In my opinion, it is entirely possible that by 2040–2045, students finishing high school will have to obtain a set of certificates required by employers instead of spending time acquiring diplomas or degrees that are not tailored to the employer’s changing needs. By using this approach, employers decide what knowledge and skills to require from applicants. In the current system, universities choose which subjects and courses to include in particular majors and specializations. Because of this, a university graduate holding a degree today applies for a job having learned subjects that may not be relevant to the employer’s specific needs. With the current design of higher education, students are wasting time and money, learning the information they will never implement.

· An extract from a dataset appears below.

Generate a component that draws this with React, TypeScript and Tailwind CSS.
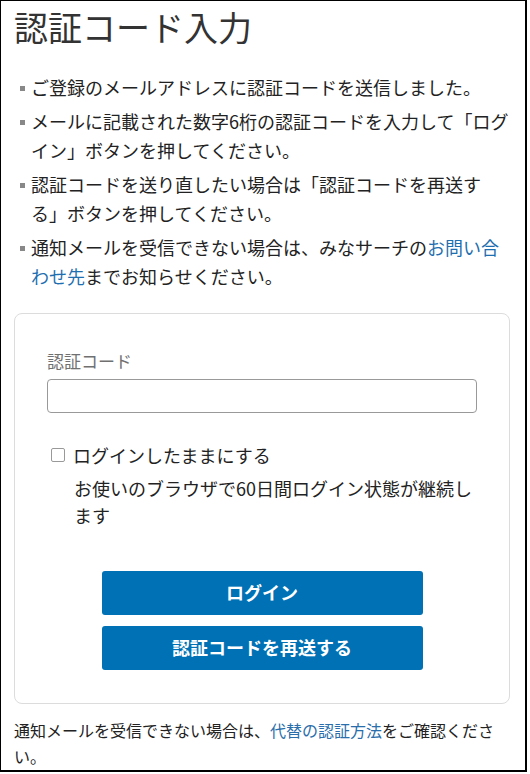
const notes = [
    { text: "ご登録のメールアドレスに認証コードを送信しました。" },
    { text: "メールに記載された数字6桁の認証コードを入力して「ログイン」ボタンを押してください。" },
    { text: "認証コードを送り直したい場合は「認証コードを再送する」ボタンを押してください。" },
]

function Bullet({ children }: { children: React.ReactNode }) {
    return (
        <li className="flex">
            <span className="w-[17px] shrink-0 flex pt-[13px] pl-[6px]">
                <span className="block w-[5px] h-[5px] bg-[#888]" />
            </span>
            <span className="flex-1">{children}</span>
        </li>
    )
}

export default function App() {
    return (
        <div
            className="w-[527px] h-[772px] border-l border-t border-r-2 border-b-2 border-black bg-white text-[#333] overflow-hidden [text-spacing-trim:space-all]"
            style={{ fontFamily: '"Noto Sans CJK JP", "Noto Sans", sans-serif' }}
        >
            <div className="w-[509px] pl-[13px] pt-[4px]">
                <h1 className="text-[34px] leading-[44px] font-normal text-[#333]">認証コード入力</h1>

                <ul className="mt-[24px] flex flex-col gap-[4px] text-[18px] leading-[29.5px] text-[#222]">
                    {notes.map(n => (
                        <Bullet key={n.text}>{n.text}</Bullet>
                    ))}
                    <Bullet>
                        通知メールを受信できない場合は、みなサーチの
                        <a className="text-[#1f6fb0]" href="#">お問い合わせ先</a>
                        までお知らせください。
                    </Bullet>
                </ul>

                <div className="mt-[21px] border border-[#dcdcdc] rounded-[8px] bg-white px-[32px] pt-[34px] pb-[33px]">
                    <label className="block text-[17px] leading-[26px] text-[#707070]">認証コード</label>
                    <input
                        className="mt-[5px] block w-full h-[34px] border border-[#999] rounded-[4px] px-2 outline-none text-[16px]"
                        type="text"
                    />

                    <div className="mt-[27px] flex items-center text-[18px] leading-[30px] text-[#222]">
                        <span className="ml-[4px] w-[14px] h-[14px] border border-[#999] rounded-[2px] bg-white" />
                        <span className="ml-[8px]">ログインしたままにする</span>
                    </div>
                    <p className="mt-[5px] pl-[27px] text-[18px] leading-[27px] text-[#222]">
                        お使いのブラウザで60日間ログイン状態が継続します
                    </p>

                    <div className="mt-[42px] flex flex-col items-center gap-[11px]">
                        <button className="w-[321px] h-[44px] rounded-[3px] bg-[#0071b4] text-white text-[18px] font-bold">
                            ログイン
                        </button>
                        <button className="w-[321px] h-[44px] rounded-[3px] bg-[#0071b4] text-white text-[18px] font-bold">
                            認証コードを再送する
                        </button>
                    </div>
                </div>

                <p className="mt-[13px] text-[16px] leading-[26px] text-[#222]">
                    通知メールを受信できない場合は、
                    <a className="text-[#2a6eab]" href="#">代替の認証方法</a>
                    をご確認ください。
                </p>
            </div>
        </div>
    )
}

With the system of “certificate sets,” an employer can always ask an employee to acquire an additional certificate online to match the necessary skills to handle new tasks in a new position.
From Google statistics, about eighty-two percent of learners that complete the certificate report a career impact, such as getting a raise or finding a new job, within six months (Grow with Google, n.d.). The statistics tell us that even now, employers do not require a university degree but just a relevant certificate.
CONNECTING THE DOTS
Full potential can be unlocked when people find their fit in society by applying their knowledge and skills immediately, be it through consistent and focused passion projects with real-world applicability in K–12 education or shorter programs during university. From Google statistics, we can see that after six months of training and obtaining a certificate, the individual can apply for a job straight away. If that particular field does not fit them, the person can quickly retrain for a different industry within another six months. Applying all learned knowledge through focused and specific application is the key to success for the next generations.